The next day the streamed part of the Flock happened, starting with opening notes from Justin and a keynote by Jef about the State of Fedora. One of the main topics discussed was the generational exchange of the Fedora contributors and how to follow the natural flow of things and leverage it for bringing new contributors into our community. The keynote smoothly transitioned into the Fedora Council Strategic Meeting, where the presenters further elaborated on the problem of slowly decreasing contributor numbers in the community, with some very nice points made by Aleksandra and Miro. Next was the Fesco Q&A, which a attended only partly as I was pulled into the hallway track during the coffee break.

Next I attended Stef’s Hummingbird talk, which is an initiative to produce container base images, that are minimal, low or zero CVE and close to upstream. This would actually solve the problem we have with the Forge runner container images and I used the lunch break to ask Valentin directly about some aspects of it. I had some amount of folks interested in Forge Runners asking whether we would provide a fedora-based default runner image for the Forge Runners, as the default from the forgejo upstream is to use the node:22-bookworm. Ideally already with node. We experimented with this option, alas, the images on the Fedora namespace in quay are usually s2i, made to be used by applications and unfit or difficult to use for the runner jobs. We could create our own image and host it on quay, the problem is the maintenance burden it would create on the team or later for infra team.

Hummingbird could potentially help us with that. We could profit from fedora-based image with low CVE counts, while not owning the base image lifecycle. Still Hummingbird is at least now focused on minimal images, and preinstalled node will probably not be in scope, but, this could be solved by installing node inside the Action file.
After lunch it was time for my talk: Forgejo Runners on Fedora Forge, where I presented the community with an overview of runners we offer on the Fedora Forge, the regular ones and testing-farm optimized and current limitations and constraints users should be aware of.
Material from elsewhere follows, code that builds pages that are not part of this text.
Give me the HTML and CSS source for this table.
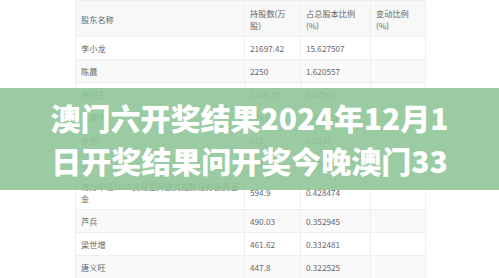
FILE: index.html
```html
<!DOCTYPE html>
<html lang="zh-CN">
<head>
<meta charset="utf-8">
<title>股东</title>
<link rel="stylesheet" href="styles.css">
</head>
<body>
<div class="page">
  <table class="holders">
    <colgroup>
      <col class="c-name"><col class="c-shares"><col class="c-ratio"><col class="c-change">
    </colgroup>
    <thead>
      <tr><th>股东名称</th><th>持股数(万<br>股)</th><th>占总股本比例<br>(%)</th><th>变动比例<br>(%)</th></tr>
    </thead>
    <tbody>
      <tr><td>李小龙</td><td>21697.42</td><td>15.627507</td><td></td></tr>
      <tr><td>陈晨</td><td>2250</td><td>1.620557</td><td></td></tr>
      <tr><td>黄明生</td><td>1215.79</td><td>0.87567</td><td></td></tr>
      <tr><td>曹晏中</td><td>671.9</td><td>0.484158</td><td></td></tr>
      <tr><td>张彤</td><td>810</td><td>0.5834</td><td></td></tr>
      <tr><td>王洪</td><td>556.7</td><td>0.40095</td><td></td></tr>
      <tr><td>南方中证1000交易型开放式指数证券投资基<br>金</td><td>594.9</td><td>0.428474</td><td></td></tr>
      <tr><td>芦兵</td><td>490.03</td><td>0.352945</td><td></td></tr>
      <tr><td>梁世增</td><td>461.62</td><td>0.332481</td><td></td></tr>
      <tr><td>唐义旺</td><td>447.8</td><td>0.322525</td><td></td></tr>
    </tbody>
  </table>
  <div class="banner">
    <p class="banner-title">澳门六开奖结果2024年12月1<br>日开奖结果问开奖今晚澳门33</p>
  </div>
</div>
</body>
</html>
```

FILE: styles.css
```css
html, body {
  margin: 0;
  padding: 0;
  background: #ffffff;
}
.page {
  position: relative;
  width: 499px;
  height: 278px;
  overflow: hidden;
}
.holders {
  margin-left: 75px;
  width: 350px;
  border-collapse: collapse;
  table-layout: fixed;
  font-family: "Noto Sans CJK SC", "Noto Sans", sans-serif;
  font-size: 8.2px;
  line-height: 12px;
  color: #666666;
}
.c-name { width: 169px; }
.c-shares { width: 56px; }
.c-ratio { width: 70px; }
.c-change { width: 55px; }
.holders th,
.holders td {
  text-align: left;
  font-weight: normal;
  padding: 5px 5px;
  border: 1px solid #efefef;
  vertical-align: middle;
  white-space: nowrap;
}
.holders th {
  padding-top: 6px;
  padding-bottom: 5px;
  background: #f8f8f8;
}
.holders tbody tr:nth-child(even) td {
  background: #f9f9f9;
}
.banner {
  position: absolute;
  left: 0;
  top: 88px;
  width: 499px;
  height: 102px;
  background: rgba(143, 197, 152, 0.9);
  display: flex;
  align-items: center;
  justify-content: center;
}
.banner-title {
  margin: 0;
  text-align: center;
  color: #ffffff;
  font-family: "Noto Sans CJK SC", sans-serif;
  font-weight: 900;
  font-size: 30px;
  line-height: 43px;
}
```
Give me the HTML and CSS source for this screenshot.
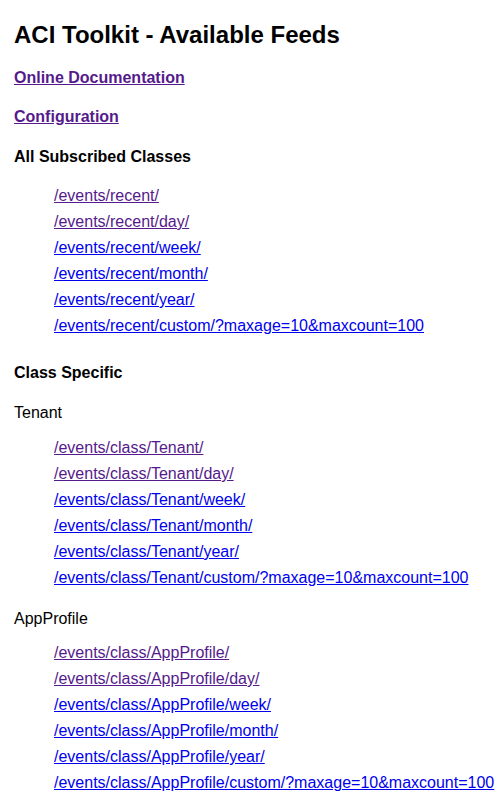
FILE: index.html
```html
<!DOCTYPE html>
<html>
<head>
<meta charset="utf-8">
<title>ACI Toolkit - Available Feeds</title>
<link rel="stylesheet" href="styles.css">
</head>
<body>
<h1 class="title">ACI Toolkit - Available Feeds</h1>
<p class="toplink"><a class="visited" href="#doc">Online Documentation</a></p>
<p class="toplink"><a class="visited" href="#config">Configuration</a></p>
<h3 class="section">All Subscribed Classes</h3>
<ul class="feeds feeds-first">
  <li><a class="visited" href="#r">/events/recent/</a></li>
  <li><a class="visited" href="#rd">/events/recent/day/</a></li>
  <li><a href="#rw">/events/recent/week/</a></li>
  <li><a href="#rm">/events/recent/month/</a></li>
  <li><a href="#ry">/events/recent/year/</a></li>
  <li><a href="#rc">/events/recent/custom/?maxage=10&amp;maxcount=100</a></li>
</ul>
<h3 class="section section-class">Class Specific</h3>
<p class="classname">Tenant</p>
<ul class="feeds">
  <li><a class="visited" href="#t">/events/class/Tenant/</a></li>
  <li><a class="visited" href="#td">/events/class/Tenant/day/</a></li>
  <li><a href="#tw">/events/class/Tenant/week/</a></li>
  <li><a href="#tm">/events/class/Tenant/month/</a></li>
  <li><a href="#ty">/events/class/Tenant/year/</a></li>
  <li><a href="#tc">/events/class/Tenant/custom/?maxage=10&amp;maxcount=100</a></li>
</ul>
<p class="classname classname-next">AppProfile</p>
<ul class="feeds feeds-last">
  <li><a class="visited" href="#a">/events/class/AppProfile/</a></li>
  <li><a class="visited" href="#ad">/events/class/AppProfile/day/</a></li>
  <li><a href="#aw">/events/class/AppProfile/week/</a></li>
  <li><a href="#am">/events/class/AppProfile/month/</a></li>
  <li><a href="#ay">/events/class/AppProfile/year/</a></li>
  <li><a href="#ac">/events/class/AppProfile/custom/?maxage=10&amp;maxcount=100</a></li>
</ul>
</body>
</html>
```
FILE: styles.css
```css
html, body {
  background: #ffffff;
}
body {
  margin: 0;
  padding: 0 14px;
  font-family: "Liberation Sans", Arial, Helvetica, sans-serif;
  font-size: 16px;
  color: #000000;
}
a {
  color: #0000ee;
  text-decoration: underline;
}
a.visited {
  color: #551a8b;
}
.title {
  font-size: 24px;
  line-height: 28px;
  font-weight: bold;
  margin: 21px 0 0;
}
.toplink {
  margin: 19px 0 0;
  line-height: 20px;
  font-weight: bold;
}
.section {
  margin: 20px 0 0;
  font-size: 16px;
  line-height: 20px;
  font-weight: bold;
}
.section-class {
  margin-top: 24px;
}
.classname {
  margin: 20px 0 0;
  line-height: 20px;
}
.classname-next {
  margin-top: 18px;
}
.feeds {
  list-style: none;
  margin: 12px 0 0;
  padding: 0 0 0 40px;
}
.feeds-first {
  margin-top: 16px;
}
.feeds-last {
  margin-top: 11px;
}
.feeds li {
  line-height: 26px;
  height: 26px;
  white-space: nowrap;
}
```
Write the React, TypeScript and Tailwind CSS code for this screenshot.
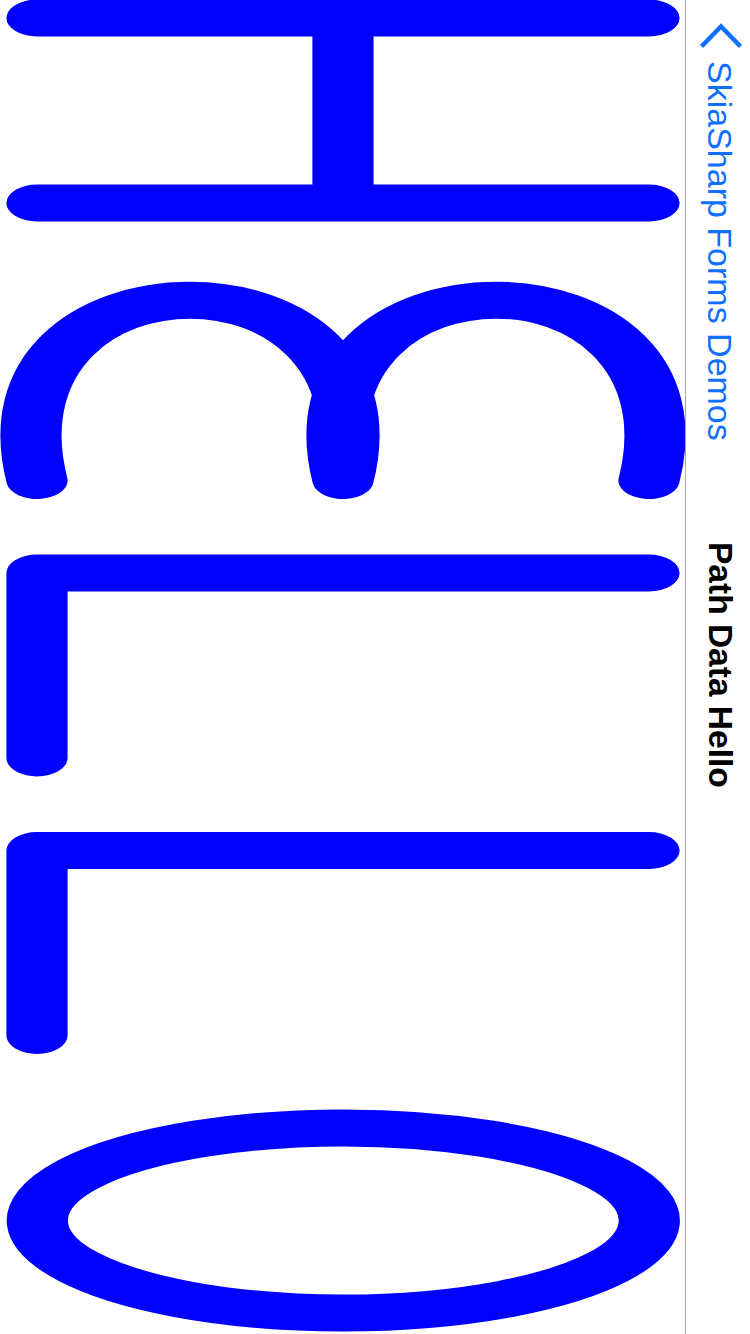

I walked the audience through the process of requesting a runner with an issue template and talked about where and how we run the runners and what our resources are. In the end I talked about the workflow automation capabilities, describing what happens under the hood when we add or remove a runner.
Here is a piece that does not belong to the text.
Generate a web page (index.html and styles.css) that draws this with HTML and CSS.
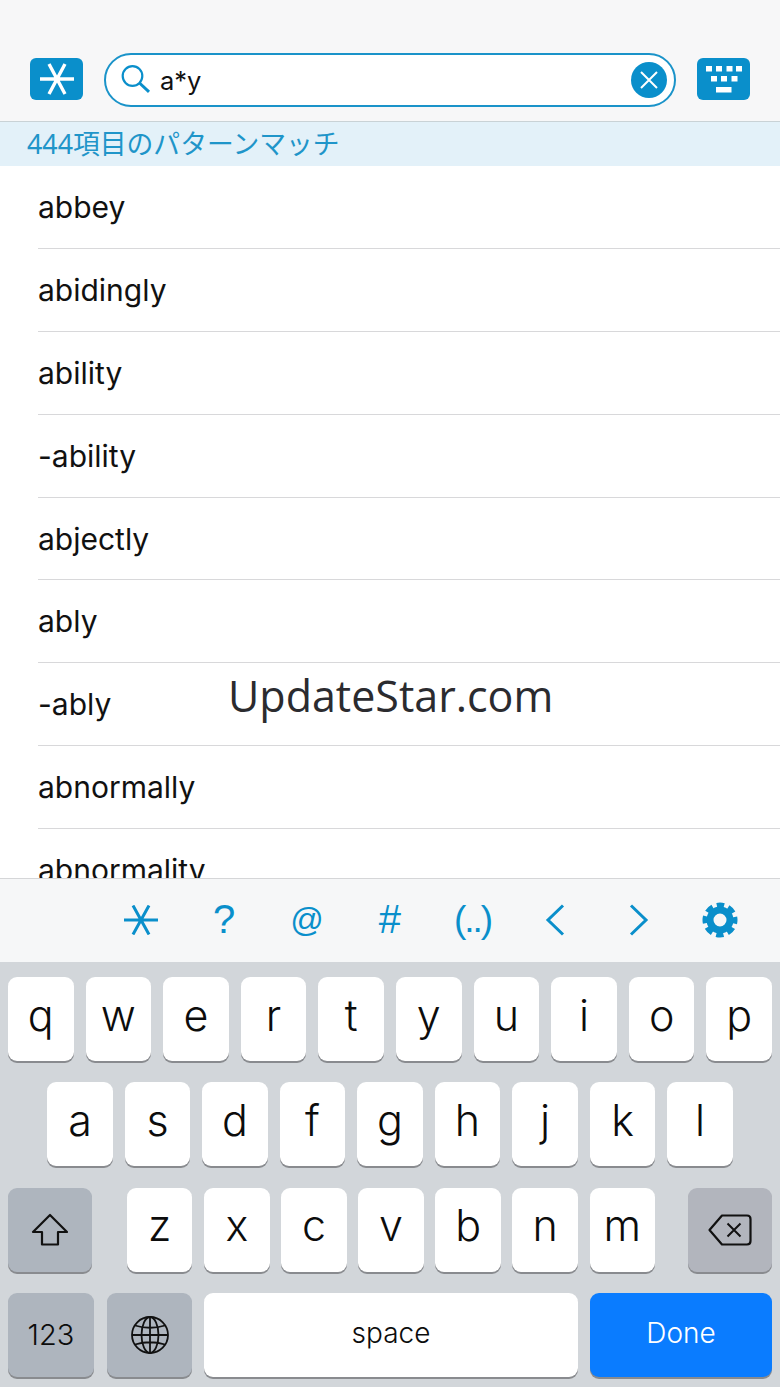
FILE: index.html
```html
<!DOCTYPE html>
<html>
<head>
<meta name="viewport" content="width=device-width, initial-scale=1">
<link rel="stylesheet" href="styles.css">
<title>Pattern match</title>
</head>
<body>

<div class="topbar">
  <button class="squareBtn">
    <svg width="36" height="32" viewBox="0 0 36 32"><path d="M1 16H35M10 1L26 31M26 1L10 31" stroke="#fff" stroke-width="3.4" fill="none"/></svg>
  </button>
  <div class="searchbox">
    <svg class="searchIcon" width="30" height="28" viewBox="0 0 30 28"><circle cx="11.500" cy="11" r="9.800" stroke="#0a8fcb" stroke-width="2.200" fill="none"/><path d="M18.500 18L28 26.800" stroke="#0a8fcb" stroke-width="3" fill="none"/></svg>
    <span class="searchText">a*y</span>
    <span class="clearBtn">
      <svg width="20" height="20" viewBox="0 0 20 20"><path d="M2 2L18 18M18 2L2 18" stroke="#fff" stroke-width="2" fill="none"/></svg>
    </span>
  </div>
  <button class="squareBtn">
    <svg width="36" height="27" viewBox="0 0 36 27"><path d="M0 0h6v5.500H0zM10 0h6v5.500h-6zM20.500 0h6v5.500h-6zM30 0h6v5.500h-6zM5 10h6v5.500H5zM15 10h6v5.500h-6zM25.500 10h6v5.500h-6zM10 21h15.500v5.500H10z" fill="#fff"/></svg>
  </button>
</div>

<div class="matchbar">444項目のパターンマッチ</div>

<div class="wordlist">
  <div class="word">abbey</div>
  <div class="word">abidingly</div>
  <div class="word">ability</div>
  <div class="word">-ability</div>
  <div class="word">abjectly</div>
  <div class="word">ably</div>
  <div class="word">-ably</div>
  <div class="word">abnormally</div>
  <div class="word">abnormality</div>
</div>

<div class="toolbar">
  <span class="tool"><svg width="34" height="30" viewBox="0 0 34 30"><path d="M0 15H34M9 0.500L25 29.500M25 0.500L9 29.500" stroke="#0a8fcb" stroke-width="3" fill="none"/></svg></span>
  <span class="tool">?</span>
  <span class="tool toolAt">@</span>
  <span class="tool">#</span>
  <span class="tool toolParens">(..)</span>
  <span class="tool"><svg width="20" height="32" viewBox="0 0 20 32"><path d="M18 1.500L3 16L18 30.500" stroke="#0a8fcb" stroke-width="3" fill="none"/></svg></span>
  <span class="tool toolNext"><svg width="20" height="32" viewBox="0 0 20 32"><path d="M2 1.500L17 16L2 30.500" stroke="#0a8fcb" stroke-width="3" fill="none"/></svg></span>
  <span class="tool toolGear"><svg width="36" height="36" viewBox="0 0 36 36"><circle cx="18" cy="18" r="10" stroke="#0a8fcb" stroke-width="7" fill="none"/><circle cx="18" cy="18" r="15" stroke="#0a8fcb" stroke-width="5" stroke-dasharray="7.400 4.380" stroke-dashoffset="3.700" fill="none"/></svg></span>
</div>

<div class="keyboard">
  <div class="keyrow rowSpread">
    <span class="key">q</span><span class="key">w</span><span class="key">e</span><span class="key">r</span><span class="key">t</span><span class="key">y</span><span class="key">u</span><span class="key">i</span><span class="key">o</span><span class="key">p</span>
  </div>
  <div class="keyrow rowMiddle">
    <span class="key">a</span><span class="key">s</span><span class="key">d</span><span class="key">f</span><span class="key">g</span><span class="key">h</span><span class="key">j</span><span class="key">k</span><span class="key">l</span>
  </div>
  <div class="keyrow rowSpread">
    <span class="key grey wideKey">
      <svg width="38" height="34" viewBox="0 0 38 34"><path d="M19 2L36 19H27V31.500H11V19H2Z" stroke="#111" stroke-width="2.200" stroke-linejoin="round" fill="none"/></svg>
    </span>
    <div class="letterGroup">
      <span class="key">z</span><span class="key">x</span><span class="key">c</span><span class="key">v</span><span class="key">b</span><span class="key">n</span><span class="key">m</span>
    </div>
    <span class="key greyDark wideKey">
      <svg width="44" height="32" viewBox="0 0 44 32"><path d="M14 1.500H39Q42.500 1.500 42.500 5V27Q42.500 30.500 39 30.500H14L1.500 16Z" stroke="#111" stroke-width="2.200" stroke-linejoin="round" fill="none"/><path d="M19.500 9.500L32.500 22.500M32.500 9.500L19.500 22.500" stroke="#111" stroke-width="2" fill="none"/></svg>
    </span>
  </div>
  <div class="keyrow">
    <span class="key grey numKey">123</span>
    <span class="key grey globeKey">
      <svg width="38" height="38" viewBox="0 0 38 38"><g stroke="#111" stroke-width="1.800" fill="none"><circle cx="19" cy="19" r="18"/><ellipse cx="19" cy="19" rx="8.500" ry="18"/><path d="M19 1V37M1 19H37M4 9.500Q19 14 34 9.500M4 28.500Q19 24 34 28.500"/></g></svg>
    </span>
    <span class="key spaceKey">space</span>
    <span class="key doneKey">Done</span>
  </div>
</div>

<div class="watermark">UpdateStar.com</div>

</body>
</html>
```

FILE: styles.css
```css
body {
  font-family: Inter, "Liberation Sans", sans-serif;
  margin: 0;
  height: 1387px;
  overflow: hidden;
  display: flex;
  flex-direction: column;
  position: relative;
  background-color: white;
  color: #111;
}

/* top bar */
.topbar {
  height: 122px;
  box-sizing: border-box;
  padding: 53px 30px 14px;
  display: flex;
  align-items: flex-start;
  gap: 21px;
  background-color: #f7f7f8;
  border-bottom: 1px solid #c9d2d6;
  flex: none;
}

.squareBtn {
  width: 53px;
  height: 42px;
  margin-top: 5px;
  padding: 0;
  border: none;
  border-radius: 6px;
  background-color: #0a8fcb;
  display: flex;
  align-items: center;
  justify-content: center;
  flex: none;
}

.searchbox {
  flex: 1;
  height: 54px;
  box-sizing: border-box;
  border: 2.500px solid #1a93c9;
  border-radius: 27px;
  background-color: white;
  display: flex;
  align-items: center;
  padding: 0 7px 0 15px;
}

.searchIcon {
  flex: none;
  margin-top: -2px;
}

.searchText {
  flex: 1;
  margin-left: 9px;
  font-size: 25.500px;
  color: #111;
}

.clearBtn {
  width: 36px;
  height: 36px;
  border-radius: 50%;
  background-color: #0a8fcb;
  display: flex;
  align-items: center;
  justify-content: center;
}

/* match count */
.matchbar {
  height: 44px;
  flex: none;
  box-sizing: border-box;
  padding-left: 27px;
  line-height: 44px;
  font-family: "Noto Sans", "Noto Sans CJK JP", sans-serif;
  font-size: 26.800px;
  color: #1f95c9;
  background-color: #e3f1f9;
}

/* list */
.wordlist {
  flex: 1;
  overflow: hidden;
  min-height: 0;
}

.word {
  height: 82.900px;
  box-sizing: border-box;
  margin-left: 38px;
  line-height: 83px;
  font-size: 30px;
  font-weight: 370;
  border-bottom: 1px solid #d8d8da;
}

/* pattern keys */
.toolbar {
  height: 84px;
  flex: none;
  box-sizing: border-box;
  padding: 0 0 2px 100px;
  display: flex;
  align-items: center;
  background-color: #f6f7f8;
  border-top: 1px solid #d5d6d8;
}

.tool {
  width: 82.800px;
  display: flex;
  align-items: center;
  justify-content: center;
  font-family: "Liberation Sans", sans-serif;
  font-size: 40px;
  color: #0a8fcb;
}

.toolAt {
  font-size: 33px;
}

.toolParens {
  font-size: 37px;
  letter-spacing: -2px;
}

.toolNext {
  padding-left: 2px;
  box-sizing: border-box;
}

.toolGear {
  padding-right: 2px;
  box-sizing: border-box;
}

/* keyboard */
.keyboard {
  height: 425px;
  flex: none;
  box-sizing: border-box;
  padding: 15px 8px 0;
  display: flex;
  flex-direction: column;
  gap: 21.300px;
  background-color: #d2d6da;
}

.keyrow {
  height: 84px;
  display: flex;
  gap: 12px;
}

.rowSpread {
  justify-content: space-between;
  gap: 0;
}

.rowMiddle {
  justify-content: center;
}

.letterGroup {
  display: flex;
  gap: 11.600px;
  margin-left: 2px;
}

.key {
  width: 65.500px;
  flex: none;
  height: 84px;
  box-sizing: border-box;
  background-color: white;
  border-radius: 9px;
  box-shadow: 0 2px 0 #898b8f;
  display: flex;
  align-items: center;
  justify-content: center;
  font-size: 43px;
  font-weight: 300;
  padding-bottom: 9px;
  color: #0c0c0c;
}

.grey {
  background-color: #aeb5be;
  padding-bottom: 0;
}

.greyDark {
  background-color: #b2b5bd;
  padding-bottom: 0;
}

.wideKey {
  width: 84px;
}

.numKey {
  width: 86px;
  font-size: 29px;
  font-weight: 350;
}

.globeKey {
  width: 85px;
  margin-left: 1px;
}

.spaceKey {
  flex: 1;
  font-size: 28px;
  font-weight: 350;
  padding-bottom: 4px;
}

.doneKey {
  width: 182px;
  font-size: 28px;
  font-weight: 350;
  padding-bottom: 4px;
  color: white;
  background-color: #0a7cff;
}

/* sits over the list */
.watermark {
  position: absolute;
  left: 228px;
  top: 668px;
  font-family: "Open Sans", sans-serif;
  font-size: 43px;
  line-height: 56px;
  color: #2b2b2f;
}
```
I got a couple of interesting questions, one of them was aimed at whether we will provide fedora-based default runner image of course :) and another one I remember was whether we spin a new VM for every runner job. We don’t and for the foreseeable future don’t plan to, simply because it would make the Actions significantly slower and resource costly. We don’t provide privileged runners anyways (we did and still do some experiments with privileged runners, but we will not offer those regularly on Fedora Forge), so the extra security layer would not have that much of a justification. We could, though, explore some middle ground in the future, with microVMs perhaps.
After the talk I met with some folks from the community and discussed further the topic of runners and what the community finds nice-to-have.
The last day of Flock I started with the two language-oriented talks: How Fedora translators community raised the level and Languages in Floss - What’s the Linux OS status with some interesting insights into how French is doing in the open source.
Next talk was Kevin’s and he was talking about scrapers, their classification due to their behaviour and what can be done to identify and target the hostile ones, which was followed by discussion with the audience.
Just before lunch I peeked to Emma’s Why You Should Use Open Source Design in Open Source.
After the lunch I went to take care of the registration desk as a volunteer, which turned out to be a nice afternoon chatting with friendly folks of the community and playing a bit of a board games and by the end my volunteering slot it was the end of Flock and Justin’s closing remarks with announcement of the mentor awards.

It was my 4th Flock, second time in Prague on the same venue, so friendly old known environment. It was very nice to meet my colleagues from the team and folks from the community and I’m looking forward to the next one!